Perempuan Tidak Harus Sarjana - GEMERCIK MEDIA

Breaking

Tuesday, 12 March 2019

Perempuan Tidak Harus Sarjana



Oleh Indriani Suharyan
Jurusan Pendidikan Bahasa Indonesia 2018

Kita pasti sering mendengar pernyataan bahwa perempuan tidak harus kuliah atau sekolah tinggi-tinggi karena pada akhirnya ia akan berada di dapur rumah. Sayangnya, pernyataan tersebut masih terus saja dilontarkan bahkan di zaman modern seperti sekarang ini. Jika kalimat tersebut diucapkan ketika zaman penjajahan, sebelum Kartini berkoar untuk emansipasi wanita, itu adalah hal yang wajar. Karena pada saat itu, perempuan memang masih memiliki kedudukan yang rendah dibanding laki-laki, budaya "patriarki" masih berkembang sangat pesat, akibat laki-laki memiliki peranan yang cukup besar dalam perlawanan mengusir penjajah. Pada saat itu, wanita memiliki tugas yang berat untuk mengurus rumah tangganya, menyajikan kudapan untuk para laki-laki yang tengah berjuang meraih kemerdekaan. Hal itu tentu bisa dipungkiri.

Berbeda dengan zaman sekarang, di mana era globalisasi semakin berkembang. Sayangnya, pernyataan tersebut masih terus saja dilontarkan. Budaya "patriarki" memang menempatkan laki-laki sebagai koordinat sementara perempuan sebagai sub koordinat, menjadikan perempuan memiliki tugas lebih ringan daripada laki-laki, hal itu juga dibenarkan oleh "interpretasi" agama (misalnya saja Islam) dan telah menjadi "konvensi" umum di kalangan masyarakat seluruh dunia. Namun, dengan masih melekatnya budaya "patriarki", bukan berarti keinginan perempuan untuk bersekolah tinggi pun dibatasi, apalagi di zaman modern seperti sekarang dan emansipasi wanita telah dicetuskan.

Sebuah pemikiran yang salah ketika seseorang mengatakan bahwa perempuan tidak harus kuliah. Ya, tugas utama wanita memang mengurus rumah tangganya, tetapi bagaimana ia bisa mengurus rumah tangganya terutama anaknya hanya dengan penampilan yang mahal saja? Tanpa otak yang juga mahal. Sadarilah bahwa kepribadian dan "inteligensi" seorang anak terbentuk dari bagaimana seorang ibu mendidiknya.
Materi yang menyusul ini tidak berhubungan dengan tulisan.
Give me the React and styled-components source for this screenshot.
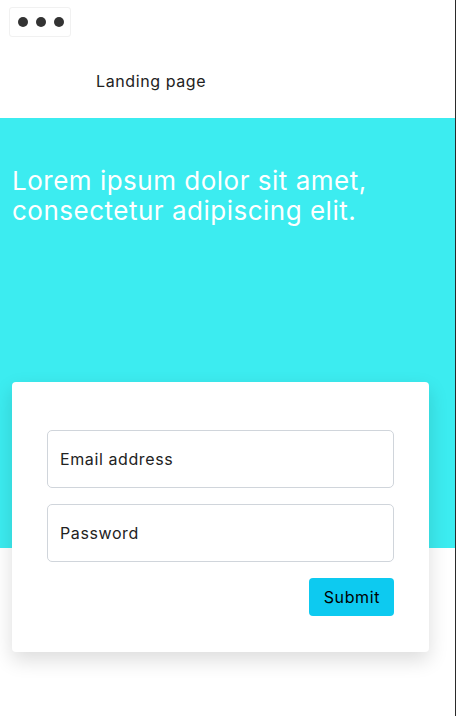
import React from "react";
import styled, { createGlobalStyle } from "styled-components";

const GlobalStyle = createGlobalStyle`
  html, body {
    margin: 0;
    padding: 0;
    background: #fff;
  }
  body {
    font-family: "Inter", "Noto Sans", sans-serif;
    letter-spacing: 0.6px;
  }
  * {
    box-sizing: border-box;
  }
`;

const App = () => {
  return (
    <Page>
      <GlobalStyle />
      <Header>
        <MenuButton aria-label="menu">
          <Dot />
          <Dot />
          <Dot />
        </MenuButton>
        <Title>Landing page</Title>
      </Header>
      <Hero>
        <HeroText>
          Lorem ipsum dolor sit amet,
          <br />
          consectetur adipiscing elit.
        </HeroText>
      </Hero>
      <CardWrap>
        <Card>
          <Field placeholder="Email address" type="email" />
          <Field placeholder="Password" type="password" />
          <Actions>
            <SubmitButton>Submit</SubmitButton>
          </Actions>
        </Card>
      </CardWrap>
    </Page>
  );
};

const Page = styled.div`
  width: 456px;
  min-height: 716px;
  border-right: 1px solid #2b2b2b;
`;

const Header = styled.header`
  height: 118px;
  padding: 7px 0 0 9px;
`;

const MenuButton = styled.button`
  display: flex;
  align-items: center;
  gap: 8px;
  width: 62px;
  height: 30px;
  padding: 0 0 0 8px;
  background: #fff;
  border: 1px solid #f1f1f1;
  border-radius: 3px;
`;

const Dot = styled.span`
  width: 10px;
  height: 10px;
  border-radius: 50%;
  background: #333;
`;

const Title = styled.div`
  margin: 33px 0 0 87px;
  font-size: 16px;
  color: #222;
  line-height: 22px;
`;

const Hero = styled.section`
  height: 430px;
  background: #3cecf0;
  padding: 48px 12px 0;
`;

const HeroText = styled.h1`
  margin: 0;
  font-size: 26px;
  font-weight: 400;
  line-height: 30px;
  letter-spacing: 0.5px;
  color: #fff;
`;

const CardWrap = styled.div`
  margin-top: -166px;
  padding: 0 26px 60px 12px;
`;

const Card = styled.form`
  display: flex;
  flex-direction: column;
  gap: 16px;
  padding: 48px 35px 36px;
  background: #fff;
  border-radius: 4px;
  box-shadow: 0 8px 20px rgba(0, 0, 0, 0.14);
`;

const Field = styled.input`
  height: 58px;
  width: 100%;
  padding: 0 12px;
  font: inherit;
  font-size: 16px;
  letter-spacing: 0.6px;
  color: #222;
  border: 1px solid #d0d5db;
  border-radius: 5px;
  outline: none;

  &::placeholder {
    color: #222;
  }
`;

const Actions = styled.div`
  display: flex;
  justify-content: flex-end;
`;

const SubmitButton = styled.button`
  height: 38px;
  padding: 0 14px 0 15px;
  font: inherit;
  font-size: 16px;
  letter-spacing: 0.6px;
  color: #000;
  background: #0dcaf0;
  border: none;
  border-radius: 4px;
`;

export default App;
Ketika seorang anak menanyakan sesuatu hal kepada kita sebagai seorang perempuan, akankah kita hanya diam dan berdalih, “Tanyakan saja pada orang lain, karena saya tidak tahu”.

Ingatlah bahwa seseorang yang paling dekat dengan anak adalah ibu. Ketika mereka ragu akan suatu hal, dan bertanya kepada kita (saat menjadi seorang ibu) mengenai hal yang tidak diketahuinya, jauh lebih baik jika kita bisa menjelaskan kepada mereka secara bijaksana. Sehingga, mereka pun akan mampu memahami dan mengembangkan pemikirannya tersebut. Lepas dari semua itu, sebagai seorang perempuan yang mengurus rumah tangganya kelak, kita juga dituntut untuk dapat memberikan solusi-solusi atas permasalahan yang tengah dihadapi keluarga, menjadi seorang istri yang dapat meredam konflik sekaligus partner bagi suaminya.

Bukankah dalam Islam sendiri menuntut ilmu hukumnya wajib? Tanpa diskriminasi gender bahwa laki-laki dikenakan hukum yang lebih wajib dibanding perempuan. Karena semua orang memang berhak menuntut ilmu, entah itu laki-laki ataupun perempuan. Jadi, tidak ada pernyataan bahwa perempuan tak harus meneruskan pendidikannya ke jenjang yang lebih tinggi. Justru perempuan harus menjadi seorang sarjana, agar kelak ia bisa menjadi seorang istri sekaligus ibu yang berkualitas untuk keluarganya. Selain itu, perempuan yang cerdas juga akan banyak dicari oleh laki-laki di luar sana. Karena mereka tahu sulit untuk mendapatkan perempuan yang bukan hanya mahal dari segi penampilan saja, melainkan juga mahal dari segi karakter dan berpikirnya. 

Zaman sudah semakin maju dan berkembang, "intelektual" seseorang pun telah menjadi suatu kebutuhan. Lantas, masih ingin berkata bahwa perempuan tak harus sarjana?